**Exercise aim:**
Reproduce each line of the material exactly, minus any picture.

**Dataset section:**
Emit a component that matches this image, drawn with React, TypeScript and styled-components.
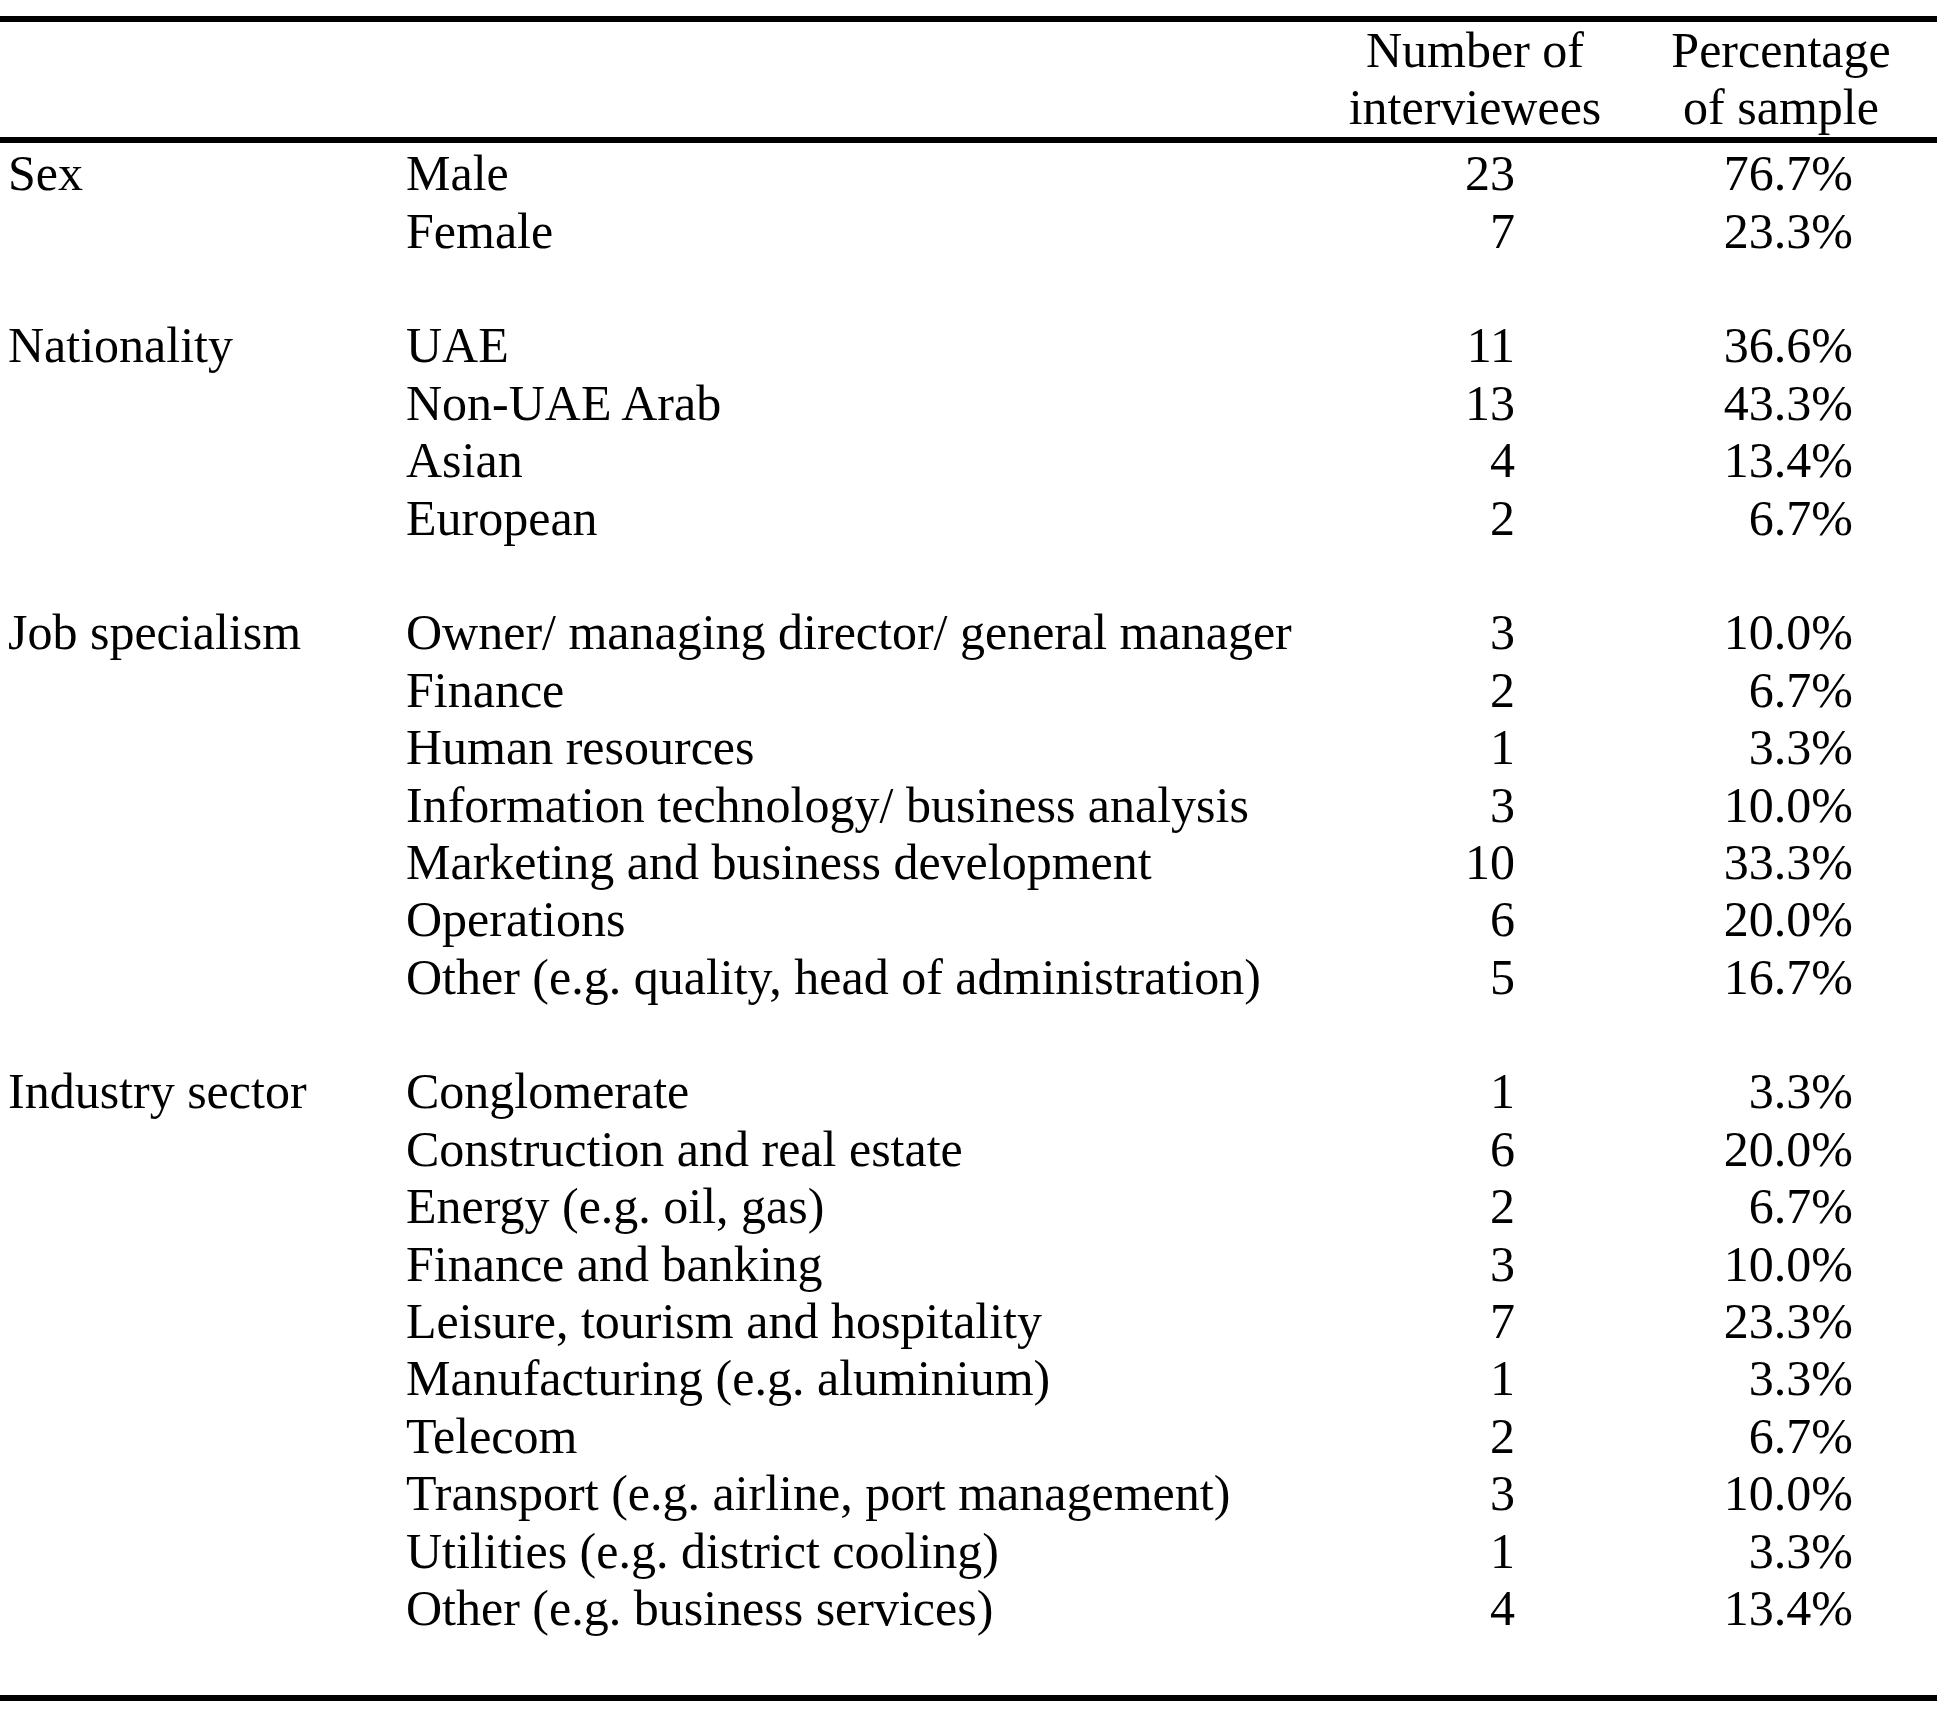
import React from 'react';
import styled, { createGlobalStyle } from 'styled-components';

const GlobalStyle = createGlobalStyle`
  html, body {
    margin: 0;
    padding: 0;
    background: #ffffff;
  }
  body {
    font-family: "Liberation Serif", "Times New Roman", serif;
    color: #000000;
  }
`;

const Page = styled.div`
  padding-top: 16px;
  width: 1937px;
`;

const Table = styled.div`
  border-top: 6px solid #000;
  border-bottom: 6px solid #000;
  font-size: 50px;
  line-height: 57.4px;
`;

const Head = styled.div`
  display: grid;
  grid-template-columns: 406px 919px 300px 1fr;
  border-bottom: 6px solid #000;
`;

const HeadCell = styled.div`
  text-align: center;
  white-space: nowrap;
`;

const Body = styled.div`
  padding: 2.4px 0 58px;
`;

const Group = styled.div<{ $last?: boolean }>`
  margin-bottom: ${(p) => (p.$last ? '0' : '57.4px')};
`;

const Row = styled.div`
  display: grid;
  grid-template-columns: 406px 919px 300px 1fr;
  height: 57.4px;
`;

const Label = styled.div`
  padding-left: 8px;
  white-space: nowrap;
`;

const Item = styled.div`
  white-space: nowrap;
`;

const Num = styled.div<{ $pad: number }>`
  text-align: right;
  padding-right: ${(p) => p.$pad}px;
  white-space: nowrap;
`;

type Entry = [string, number, string];

const groups: { label: string; rows: Entry[] }[] = [
  {
    label: 'Sex',
    rows: [
      ['Male', 23, '76.7%'],
      ['Female', 7, '23.3%'],
    ],
  },
  {
    label: 'Nationality',
    rows: [
      ['UAE', 11, '36.6%'],
      ['Non-UAE Arab', 13, '43.3%'],
      ['Asian', 4, '13.4%'],
      ['European', 2, '6.7%'],
    ],
  },
  {
    label: 'Job specialism',
    rows: [
      ['Owner/ managing director/ general manager', 3, '10.0%'],
      ['Finance', 2, '6.7%'],
      ['Human resources', 1, '3.3%'],
      ['Information technology/ business analysis', 3, '10.0%'],
      ['Marketing and business development', 10, '33.3%'],
      ['Operations', 6, '20.0%'],
      ['Other (e.g. quality, head of administration)', 5, '16.7%'],
    ],
  },
  {
    label: 'Industry sector',
    rows: [
      ['Conglomerate', 1, '3.3%'],
      ['Construction and real estate', 6, '20.0%'],
      ['Energy (e.g. oil, gas)', 2, '6.7%'],
      ['Finance and banking', 3, '10.0%'],
      ['Leisure, tourism and hospitality', 7, '23.3%'],
      ['Manufacturing (e.g. aluminium)', 1, '3.3%'],
      ['Telecom', 2, '6.7%'],
      ['Transport (e.g. airline, port management)', 3, '10.0%'],
      ['Utilities (e.g. district cooling)', 1, '3.3%'],
      ['Other (e.g. business services)', 4, '13.4%'],
    ],
  },
];

export default function App() {
  return (
    <Page>
      <GlobalStyle />
      <Table>
        <Head>
          <div />
          <div />
          <HeadCell>
            Number of
            <br />
            interviewees
          </HeadCell>
          <HeadCell>
            Percentage
            <br />
            of sample
          </HeadCell>
        </Head>
        <Body>
          {groups.map((g, gi) => (
            <Group key={g.label} $last={gi === groups.length - 1}>
              {g.rows.map(([name, n, pct], i) => (
                <Row key={name}>
                  <Label>{i === 0 ? g.label : ''}</Label>
                  <Item>{name}</Item>
                  <Num $pad={110}>{n}</Num>
                  <Num $pad={84}>{pct}</Num>
                </Row>
              ))}
            </Group>
          ))}
        </Body>
      </Table>
    </Page>
  );
}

**Result for this exercise:**
Emit a component that matches this image, drawn with React, TypeScript and styled-components.
import React from 'react';
import styled, { createGlobalStyle } from 'styled-components';

const GlobalStyle = createGlobalStyle`
  html, body {
    margin: 0;
    padding: 0;
    background: #ffffff;
  }
  body {
    font-family: "Liberation Serif", "Times New Roman", serif;
    color: #000000;
  }
`;

const Page = styled.div`
  padding-top: 16px;
  width: 1937px;
`;

const Table = styled.div`
  border-top: 6px solid #000;
  border-bottom: 6px solid #000;
  font-size: 50px;
  line-height: 57.4px;
`;

const Head = styled.div`
  display: grid;
  grid-template-columns: 406px 919px 300px 1fr;
  border-bottom: 6px solid #000;
`;

const HeadCell = styled.div`
  text-align: center;
  white-space: nowrap;
`;

const Body = styled.div`
  padding: 2.4px 0 58px;
`;

const Group = styled.div<{ $last?: boolean }>`
  margin-bottom: ${(p) => (p.$last ? '0' : '57.4px')};
`;

const Row = styled.div`
  display: grid;
  grid-template-columns: 406px 919px 300px 1fr;
  height: 57.4px;
`;

const Label = styled.div`
  padding-left: 8px;
  white-space: nowrap;
`;

const Item = styled.div`
  white-space: nowrap;
`;

const Num = styled.div<{ $pad: number }>`
  text-align: right;
  padding-right: ${(p) => p.$pad}px;
  white-space: nowrap;
`;

type Entry = [string, number, string];

const groups: { label: string; rows: Entry[] }[] = [
  {
    label: 'Sex',
    rows: [
      ['Male', 23, '76.7%'],
      ['Female', 7, '23.3%'],
    ],
  },
  {
    label: 'Nationality',
    rows: [
      ['UAE', 11, '36.6%'],
      ['Non-UAE Arab', 13, '43.3%'],
      ['Asian', 4, '13.4%'],
      ['European', 2, '6.7%'],
    ],
  },
  {
    label: 'Job specialism',
    rows: [
      ['Owner/ managing director/ general manager', 3, '10.0%'],
      ['Finance', 2, '6.7%'],
      ['Human resources', 1, '3.3%'],
      ['Information technology/ business analysis', 3, '10.0%'],
      ['Marketing and business development', 10, '33.3%'],
      ['Operations', 6, '20.0%'],
      ['Other (e.g. quality, head of administration)', 5, '16.7%'],
    ],
  },
  {
    label: 'Industry sector',
    rows: [
      ['Conglomerate', 1, '3.3%'],
      ['Construction and real estate', 6, '20.0%'],
      ['Energy (e.g. oil, gas)', 2, '6.7%'],
      ['Finance and banking', 3, '10.0%'],
      ['Leisure, tourism and hospitality', 7, '23.3%'],
      ['Manufacturing (e.g. aluminium)', 1, '3.3%'],
      ['Telecom', 2, '6.7%'],
      ['Transport (e.g. airline, port management)', 3, '10.0%'],
      ['Utilities (e.g. district cooling)', 1, '3.3%'],
      ['Other (e.g. business services)', 4, '13.4%'],
    ],
  },
];

export default function App() {
  return (
    <Page>
      <GlobalStyle />
      <Table>
        <Head>
          <div />
          <div />
          <HeadCell>
            Number of
            <br />
            interviewees
          </HeadCell>
          <HeadCell>
            Percentage
            <br />
            of sample
          </HeadCell>
        </Head>
        <Body>
          {groups.map((g, gi) => (
            <Group key={g.label} $last={gi === groups.length - 1}>
              {g.rows.map(([name, n, pct], i) => (
                <Row key={name}>
                  <Label>{i === 0 ? g.label : ''}</Label>
                  <Item>{name}</Item>
                  <Num $pad={110}>{n}</Num>
                  <Num $pad={84}>{pct}</Num>
                </Row>
              ))}
            </Group>
          ))}
        </Body>
      </Table>
    </Page>
  );
}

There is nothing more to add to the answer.